InstructX:迈向基于多模态大语言模型指导的统一视觉编辑
InstructX: Towards Unified Visual Editing with MLLM Guidance
October 9, 2025
作者: Chong Mou, Qichao Sun, Yanze Wu, Pengze Zhang, Xinghui Li, Fulong Ye, Songtao Zhao, Qian He
cs.AI
摘要
随着多模态大语言模型(MLLMs)在视觉理解与推理方面取得显著进展,利用其提升扩散模型编辑性能的兴趣日益浓厚。尽管进展迅速,但多数研究对MLLM设计选择缺乏深入分析。此外,在某些复杂任务如视频编辑中,MLLMs与扩散模型的整合仍面临挑战。本文提出InstructX,一个统一的图像与视频编辑框架。具体而言,我们全面研究了如何将MLLMs与扩散模型结合,以支持跨多样任务的指令驱动编辑。基于此研究,我们分析了统一建模下图像与视频间的协作与差异:(1) 我们展示了仅通过图像数据训练,无需显式监督即可涌现视频编辑能力,从而缓解视频训练数据稀缺的限制。

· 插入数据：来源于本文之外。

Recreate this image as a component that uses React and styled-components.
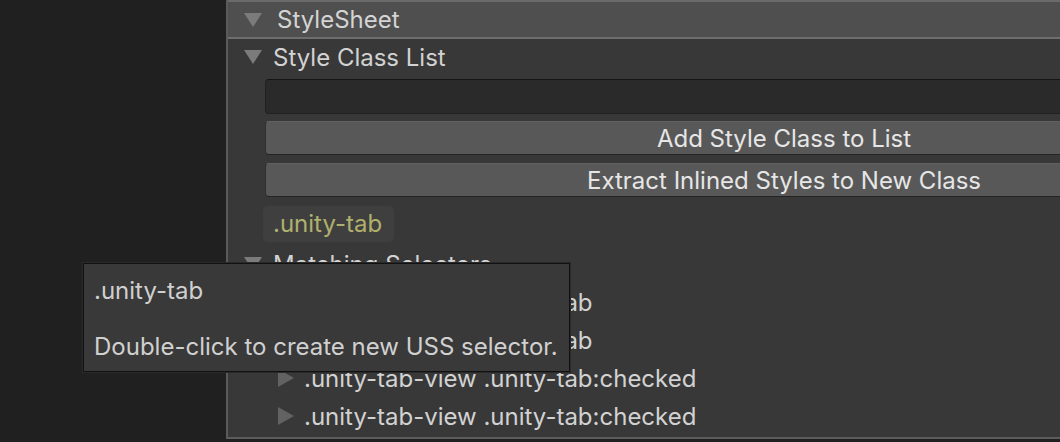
import React from 'react';
import styled, { createGlobalStyle } from 'styled-components';

const GlobalStyle = createGlobalStyle`
  html, body {
    margin: 0;
    padding: 0;
    background: #202020;
    overflow: hidden;
  }
  body {
    font-family: Inter, "Noto Sans", "Liberation Sans", sans-serif;
    color: #d2d2d2;
  }
`;

const Screen = styled.div`
  position: relative;
  display: flex;
  width: 1060px;
  height: 442px;
  overflow: hidden;
  background: #202020;
`;

const Gutter = styled.div`
  width: 226px;
  flex-shrink: 0;
  background: #202020;
`;

const Inspector = styled.div`
  flex: 1;
  display: flex;
  flex-direction: column;
  min-width: 0;
  height: 437px;
  background: #383838;
  border-left: 2px solid #5a5a5a;
  border-bottom: 2px solid #5c5c5c;
`;

const SectionHeader = styled.div`
  display: flex;
  align-items: center;
  height: 35px;
  padding-left: 16px;
  gap: 15px;
  background: #4f4f4f;
  border-top: 2px solid #6a6a6a;
  border-bottom: 2px solid #6e6e6e;
  font-size: 24px;
  color: #d4d4d4;
`;

const Foldout = styled.div`
  display: flex;
  align-items: center;
  height: ${({ $h }) => $h || 36}px;
  margin-top: ${({ $mt }) => $mt || 0}px;
  padding-left: ${({ $indent }) => $indent || 16}px;
  gap: ${({ $gap }) => $gap || 11}px;
  font-size: 24px;
  color: #d2d2d2;
  white-space: nowrap;
`;

// foldout triangles, pointing down when open and right when closed
const Arrow = ({ dir = 'down', color = '#7b7b7b', w = 18, h = 14 }) => (
  <svg width={w} height={h} viewBox={`0 0 ${w} ${h}`} style={{ flexShrink: 0 }}>
    {dir === 'down' ? (
      <polygon points={`0,0 ${w},0 ${w / 2},${h}`} fill={color} />
    ) : (
      <polygon points={`0,0 ${w},${h / 2} 0,${h}`} fill={color} />
    )}
  </svg>
);

const Body = styled.div`
  display: flex;
  flex-direction: column;
  padding-left: 37px;
`;

const TextField = styled.div`
  height: 33px;
  width: 1040px;
  margin-top: 4px;
  background: #2a2a2a;
  border: 1px solid #212121;
  border-top-color: #141414;
  border-radius: 4px;
`;

const Button = styled.div`
  display: flex;
  align-items: center;
  justify-content: center;
  width: 1036px;
  height: 32px;
  margin-top: ${({ $mt }) => $mt}px;
  background: #585858;
  border: 1px solid #303030;
  border-top-color: #616161;
  border-bottom-color: #242424;
  border-radius: 4px;
  font-size: 24px;
  color: #e6e6e6;
`;

const ClassTag = styled.div`
  align-self: flex-start;
  margin-top: 9px;
  margin-left: -2px;
  padding: 0 12px 0 10px;
  height: 36px;
  line-height: 36px;
  background: #3f3f3f;
  border-radius: 5px;
  font-size: 24px;
  color: #afb06c;
`;

const SelectorList = styled.div`
  display: flex;
  flex-direction: column;
`;

const Tooltip = styled.div`
  position: absolute;
  left: 83px;
  top: 263px;
  width: 487px;
  height: 109px;
  box-sizing: border-box;
  padding: 12px 10px 0 10px;
  background: #393939;
  border: 1px solid #111111;
  box-shadow: 0 0 0 1px #2a2a2a;
  font-size: 24px;
  color: #d0d0d0;
  display: flex;
  flex-direction: column;
  gap: 27px;
  white-space: nowrap;
`;

const selectors = [
  '.unity-tab-view .unity-tab',
  '.unity-tab-view .unity-tab',
  '.unity-tab-view .unity-tab:checked',
  '.unity-tab-view .unity-tab:checked',
];

export default function App() {
  return (
    <>
      <GlobalStyle />
      <Screen>
        <Gutter />
        <Inspector>
          <SectionHeader>
            <Arrow />
            StyleSheet
          </SectionHeader>
          <Foldout $h={36}>
            <Arrow />
            Style Class List
          </Foldout>
          <Body>
            <TextField />
            <Button $mt={7}>Add Style Class to List</Button>
            <Button $mt={8}>Extract Inlined Styles to New Class</Button>
            <ClassTag>.unity-tab</ClassTag>
          </Body>
          <Foldout $h={38} $mt={3}>
            <Arrow />
            Matching Selectors
          </Foldout>
          <SelectorList>
            {selectors.map((s, i) => (
              <Foldout key={i} $indent={50} $gap={10} $h={38}>
                <Arrow dir="right" color="#626262" w={16} h={18} />
                {s}
              </Foldout>
            ))}
          </SelectorList>
        </Inspector>
        <Tooltip>
          <span>.unity-tab</span>
          <span>Double-click to create new USS selector.</span>
        </Tooltip>
      </Screen>
    </>
  );
}
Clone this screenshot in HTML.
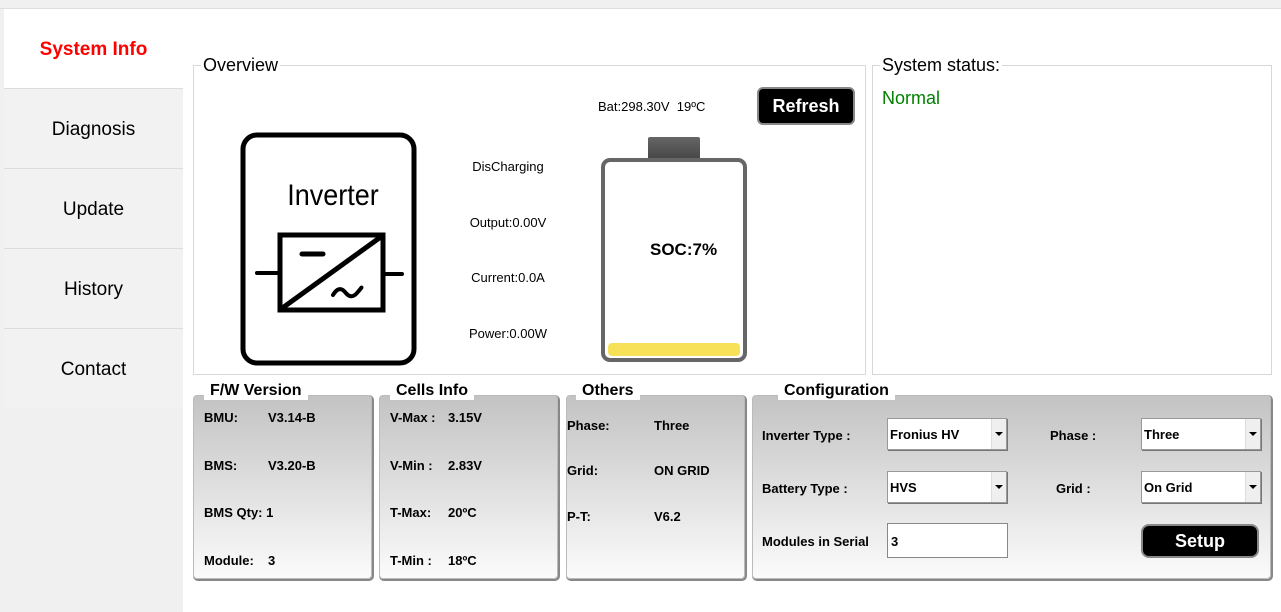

(2) 通过融入模态特定的MLLM特征,我们的方法有效实现了单一模型内图像与视频编辑任务的统一。大量实验证明,我们的方法能够处理广泛的图像与视频编辑任务,并达到业界领先的性能水平。
English
With recent advances in Multimodal Large Language Models (MLLMs) showing
strong visual understanding and reasoning, interest is growing in using them to
improve the editing performance of diffusion models. Despite rapid progress,
most studies lack an in-depth analysis of MLLM design choices. Moreover, the
integration of MLLMs and diffusion models remains an open challenge in some
difficult tasks, such as video editing. In this paper, we present InstructX, a
unified framework for image and video editing. Specifically, we conduct a
comprehensive study on integrating MLLMs and diffusion models for
instruction-driven editing across diverse tasks. Building on this study, we
analyze the cooperation and distinction between images and videos in unified
modeling. (1) We show that training on image data can lead to emergent video
editing capabilities without explicit supervision, thereby alleviating the
constraints imposed by scarce video training data. (2) By incorporating
modality-specific MLLM features, our approach effectively unifies image and
video editing tasks within a single model. Extensive experiments demonstrate
that our method can handle a broad range of image and video editing tasks and
achieves state-of-the-art performance.